Mélenchon represents not just opposition to genocide, Islamophobia, and neoliberalism; he represents a radical break with the status quo, demanding a constituent assembly, a new constitution with far less power for the president, a move to 100% organic farming, the end of nuclear power, and a rethink of the whole of society. Anticapitalists need to defend him, while at the same time not hiding the many disagreements we have about the centrality of parliament, the role of French imperialism and so on.
The importance of elections
The election campaign and antifascist mobilization go hand in hand, and indeed the electoral alliance was made possible by pressure from below. Symbolically, last week, when the four organizations were negotiating for an alliance, hundreds of young people outside the building were chanting, “The youth demands a popular front!”

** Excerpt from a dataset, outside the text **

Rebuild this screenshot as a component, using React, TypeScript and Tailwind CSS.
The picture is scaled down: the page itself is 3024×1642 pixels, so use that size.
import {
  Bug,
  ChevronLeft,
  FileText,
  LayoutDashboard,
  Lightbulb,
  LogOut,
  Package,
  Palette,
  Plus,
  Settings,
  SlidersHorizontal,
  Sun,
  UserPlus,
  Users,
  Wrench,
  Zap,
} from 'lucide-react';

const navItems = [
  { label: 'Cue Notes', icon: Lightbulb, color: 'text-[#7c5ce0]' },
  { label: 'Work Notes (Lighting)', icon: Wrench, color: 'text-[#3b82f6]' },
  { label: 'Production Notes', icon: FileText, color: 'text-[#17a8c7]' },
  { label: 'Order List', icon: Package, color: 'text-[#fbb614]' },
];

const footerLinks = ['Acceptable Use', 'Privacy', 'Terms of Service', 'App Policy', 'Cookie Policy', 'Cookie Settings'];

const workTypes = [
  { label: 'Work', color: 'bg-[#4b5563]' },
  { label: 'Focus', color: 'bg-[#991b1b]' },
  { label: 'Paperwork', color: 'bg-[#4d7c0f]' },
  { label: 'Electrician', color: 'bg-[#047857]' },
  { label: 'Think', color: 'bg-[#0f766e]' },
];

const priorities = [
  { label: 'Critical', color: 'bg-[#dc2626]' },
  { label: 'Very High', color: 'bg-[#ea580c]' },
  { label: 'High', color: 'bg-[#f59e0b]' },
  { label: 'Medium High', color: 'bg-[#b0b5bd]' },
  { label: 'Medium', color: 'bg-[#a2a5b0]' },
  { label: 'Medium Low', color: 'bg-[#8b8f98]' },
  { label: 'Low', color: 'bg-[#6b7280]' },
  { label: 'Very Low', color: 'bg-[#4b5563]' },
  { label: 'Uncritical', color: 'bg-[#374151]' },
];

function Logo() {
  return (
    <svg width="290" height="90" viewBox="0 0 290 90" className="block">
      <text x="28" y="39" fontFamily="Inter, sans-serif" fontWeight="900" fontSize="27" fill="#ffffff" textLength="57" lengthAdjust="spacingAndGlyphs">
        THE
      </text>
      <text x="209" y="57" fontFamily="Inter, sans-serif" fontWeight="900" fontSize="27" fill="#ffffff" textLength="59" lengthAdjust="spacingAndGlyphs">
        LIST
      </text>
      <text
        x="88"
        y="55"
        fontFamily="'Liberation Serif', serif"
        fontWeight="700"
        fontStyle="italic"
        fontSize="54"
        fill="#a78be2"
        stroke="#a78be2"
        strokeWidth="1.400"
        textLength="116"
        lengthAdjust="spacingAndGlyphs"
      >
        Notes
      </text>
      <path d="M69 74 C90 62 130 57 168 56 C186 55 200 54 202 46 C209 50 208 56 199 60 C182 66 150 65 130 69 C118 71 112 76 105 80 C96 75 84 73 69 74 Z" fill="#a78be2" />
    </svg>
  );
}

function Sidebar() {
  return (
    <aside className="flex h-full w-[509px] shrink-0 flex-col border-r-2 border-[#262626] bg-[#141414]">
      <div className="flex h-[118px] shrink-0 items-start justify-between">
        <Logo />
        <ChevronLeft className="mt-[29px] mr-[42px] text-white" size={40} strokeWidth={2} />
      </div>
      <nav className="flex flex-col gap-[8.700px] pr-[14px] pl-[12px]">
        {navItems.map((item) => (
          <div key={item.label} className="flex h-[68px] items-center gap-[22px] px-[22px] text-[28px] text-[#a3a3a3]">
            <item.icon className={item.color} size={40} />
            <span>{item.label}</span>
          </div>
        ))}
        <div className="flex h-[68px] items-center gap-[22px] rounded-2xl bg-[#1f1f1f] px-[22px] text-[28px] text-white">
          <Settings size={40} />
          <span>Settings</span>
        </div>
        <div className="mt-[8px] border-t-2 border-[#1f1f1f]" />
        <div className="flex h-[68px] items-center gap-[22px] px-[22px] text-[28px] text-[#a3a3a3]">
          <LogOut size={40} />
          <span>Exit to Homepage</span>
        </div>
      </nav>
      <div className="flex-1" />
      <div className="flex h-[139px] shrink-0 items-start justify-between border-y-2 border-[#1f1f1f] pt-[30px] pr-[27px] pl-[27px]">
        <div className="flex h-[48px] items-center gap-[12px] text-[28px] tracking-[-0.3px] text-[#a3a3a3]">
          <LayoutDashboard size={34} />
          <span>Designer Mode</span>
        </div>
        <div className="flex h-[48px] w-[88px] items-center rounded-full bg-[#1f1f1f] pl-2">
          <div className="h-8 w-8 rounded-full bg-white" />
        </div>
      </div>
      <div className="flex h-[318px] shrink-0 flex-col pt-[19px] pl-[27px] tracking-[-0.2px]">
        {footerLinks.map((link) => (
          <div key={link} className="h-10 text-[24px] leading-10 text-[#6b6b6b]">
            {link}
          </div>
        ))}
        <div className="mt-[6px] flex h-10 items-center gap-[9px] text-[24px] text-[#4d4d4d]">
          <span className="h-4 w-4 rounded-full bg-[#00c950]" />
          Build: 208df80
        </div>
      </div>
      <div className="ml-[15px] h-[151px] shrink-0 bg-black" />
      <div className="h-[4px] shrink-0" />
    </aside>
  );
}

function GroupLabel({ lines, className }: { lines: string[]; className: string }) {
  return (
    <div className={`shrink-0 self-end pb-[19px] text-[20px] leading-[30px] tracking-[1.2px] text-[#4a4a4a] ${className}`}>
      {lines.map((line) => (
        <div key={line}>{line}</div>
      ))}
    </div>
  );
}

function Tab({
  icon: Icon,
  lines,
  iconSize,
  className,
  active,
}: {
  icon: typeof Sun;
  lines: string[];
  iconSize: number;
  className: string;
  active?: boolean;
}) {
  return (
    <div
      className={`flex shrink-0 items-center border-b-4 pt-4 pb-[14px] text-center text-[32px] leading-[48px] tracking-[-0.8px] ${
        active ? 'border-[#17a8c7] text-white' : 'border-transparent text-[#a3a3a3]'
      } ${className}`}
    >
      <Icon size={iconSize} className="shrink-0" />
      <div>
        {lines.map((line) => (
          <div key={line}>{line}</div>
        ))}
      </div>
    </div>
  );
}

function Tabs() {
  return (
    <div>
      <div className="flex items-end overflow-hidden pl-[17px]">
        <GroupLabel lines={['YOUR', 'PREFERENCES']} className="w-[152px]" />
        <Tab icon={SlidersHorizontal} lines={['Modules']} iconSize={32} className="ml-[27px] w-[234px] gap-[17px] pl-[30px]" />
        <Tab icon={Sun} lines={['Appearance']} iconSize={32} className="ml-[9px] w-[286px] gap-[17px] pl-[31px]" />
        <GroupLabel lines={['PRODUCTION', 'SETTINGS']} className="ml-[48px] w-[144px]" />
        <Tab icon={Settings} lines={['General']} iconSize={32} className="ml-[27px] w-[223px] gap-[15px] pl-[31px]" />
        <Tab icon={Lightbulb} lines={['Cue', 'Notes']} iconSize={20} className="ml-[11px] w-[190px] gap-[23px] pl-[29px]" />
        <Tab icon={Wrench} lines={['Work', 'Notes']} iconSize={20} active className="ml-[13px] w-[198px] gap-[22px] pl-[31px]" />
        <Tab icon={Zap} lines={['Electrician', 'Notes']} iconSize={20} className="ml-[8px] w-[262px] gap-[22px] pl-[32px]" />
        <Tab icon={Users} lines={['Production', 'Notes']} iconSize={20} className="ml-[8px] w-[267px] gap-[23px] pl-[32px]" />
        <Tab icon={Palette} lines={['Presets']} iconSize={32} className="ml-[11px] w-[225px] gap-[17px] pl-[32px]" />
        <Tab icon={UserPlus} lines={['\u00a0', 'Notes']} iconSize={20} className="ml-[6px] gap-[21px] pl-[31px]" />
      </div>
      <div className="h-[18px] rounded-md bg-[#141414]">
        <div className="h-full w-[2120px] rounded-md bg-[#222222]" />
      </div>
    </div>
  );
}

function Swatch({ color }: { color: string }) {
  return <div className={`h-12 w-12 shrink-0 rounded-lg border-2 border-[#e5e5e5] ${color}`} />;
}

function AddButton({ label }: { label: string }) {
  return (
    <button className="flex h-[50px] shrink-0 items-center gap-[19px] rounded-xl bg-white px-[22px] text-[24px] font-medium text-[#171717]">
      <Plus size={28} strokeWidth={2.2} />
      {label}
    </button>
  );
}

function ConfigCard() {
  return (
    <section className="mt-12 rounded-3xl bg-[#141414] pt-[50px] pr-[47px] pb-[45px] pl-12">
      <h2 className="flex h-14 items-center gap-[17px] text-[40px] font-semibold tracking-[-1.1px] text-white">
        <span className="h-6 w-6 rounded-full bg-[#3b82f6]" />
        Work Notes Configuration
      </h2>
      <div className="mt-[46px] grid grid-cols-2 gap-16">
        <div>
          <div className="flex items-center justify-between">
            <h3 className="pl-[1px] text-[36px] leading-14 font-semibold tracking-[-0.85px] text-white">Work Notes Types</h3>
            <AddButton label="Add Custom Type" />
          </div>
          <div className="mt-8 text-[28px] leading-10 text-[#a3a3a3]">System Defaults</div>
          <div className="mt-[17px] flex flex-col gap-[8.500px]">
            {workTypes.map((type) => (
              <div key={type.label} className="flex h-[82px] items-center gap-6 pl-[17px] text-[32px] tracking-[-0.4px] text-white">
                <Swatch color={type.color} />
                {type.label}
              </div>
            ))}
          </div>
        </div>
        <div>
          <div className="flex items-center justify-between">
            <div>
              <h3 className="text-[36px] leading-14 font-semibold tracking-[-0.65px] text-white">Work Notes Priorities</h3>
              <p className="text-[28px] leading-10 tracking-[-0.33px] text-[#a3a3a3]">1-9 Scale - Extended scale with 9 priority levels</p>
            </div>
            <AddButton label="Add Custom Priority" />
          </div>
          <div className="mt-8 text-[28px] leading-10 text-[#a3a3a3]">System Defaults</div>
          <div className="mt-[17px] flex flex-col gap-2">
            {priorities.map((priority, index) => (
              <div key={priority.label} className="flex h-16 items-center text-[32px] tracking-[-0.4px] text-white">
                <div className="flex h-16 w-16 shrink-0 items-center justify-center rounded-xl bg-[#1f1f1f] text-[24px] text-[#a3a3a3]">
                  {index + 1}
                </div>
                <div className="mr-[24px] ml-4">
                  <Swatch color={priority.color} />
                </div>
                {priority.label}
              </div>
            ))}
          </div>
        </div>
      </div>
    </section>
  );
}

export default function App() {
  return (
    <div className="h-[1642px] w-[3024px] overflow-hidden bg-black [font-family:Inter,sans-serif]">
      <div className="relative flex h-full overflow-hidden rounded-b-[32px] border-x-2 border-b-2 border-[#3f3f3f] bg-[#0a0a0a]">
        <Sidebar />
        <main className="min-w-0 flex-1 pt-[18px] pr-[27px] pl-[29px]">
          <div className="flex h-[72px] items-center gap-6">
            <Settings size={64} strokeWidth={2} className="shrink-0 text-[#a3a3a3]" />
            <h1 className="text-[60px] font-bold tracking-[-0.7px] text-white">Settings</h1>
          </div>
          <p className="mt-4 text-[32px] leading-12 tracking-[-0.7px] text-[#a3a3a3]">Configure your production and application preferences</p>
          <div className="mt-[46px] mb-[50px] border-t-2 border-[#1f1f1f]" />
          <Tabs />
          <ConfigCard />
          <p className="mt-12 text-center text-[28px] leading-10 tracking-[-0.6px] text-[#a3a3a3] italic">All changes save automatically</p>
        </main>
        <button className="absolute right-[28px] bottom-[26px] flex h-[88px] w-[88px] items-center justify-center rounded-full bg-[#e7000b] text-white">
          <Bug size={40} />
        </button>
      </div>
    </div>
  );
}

We need to fight for everyone to vote Left, and for the widest possible mobilization. There were demonstrations in 200 towns against the RN on June 15 led by trade unions, and there were many antifascist demonstrations on June 23 focused around defending women’s rights. This in addition to picnics and dance parties, concerts, rambles, petitions and leaflettings by a great variety of organizations.
We need to go further. The vague calls for strike action against the far right last Thursday resulted in little strike action. It is an uphill struggle, but the campaign must be accelerated.
Many in the NPF understand that, as an invited trade union speaker declared at the NPF launch rally last week: “We must not give a blank cheque to a new popular front government. The capitalists will still be there. We will still need strikes and mobilization.”
If things go badly in the elections, this will be only the beginning of a long struggle. And we need a national mass action campaign of harassment and education, in order to stop Le Pen building the party structures around the country which she sorely needs, but which remain weak for the moment.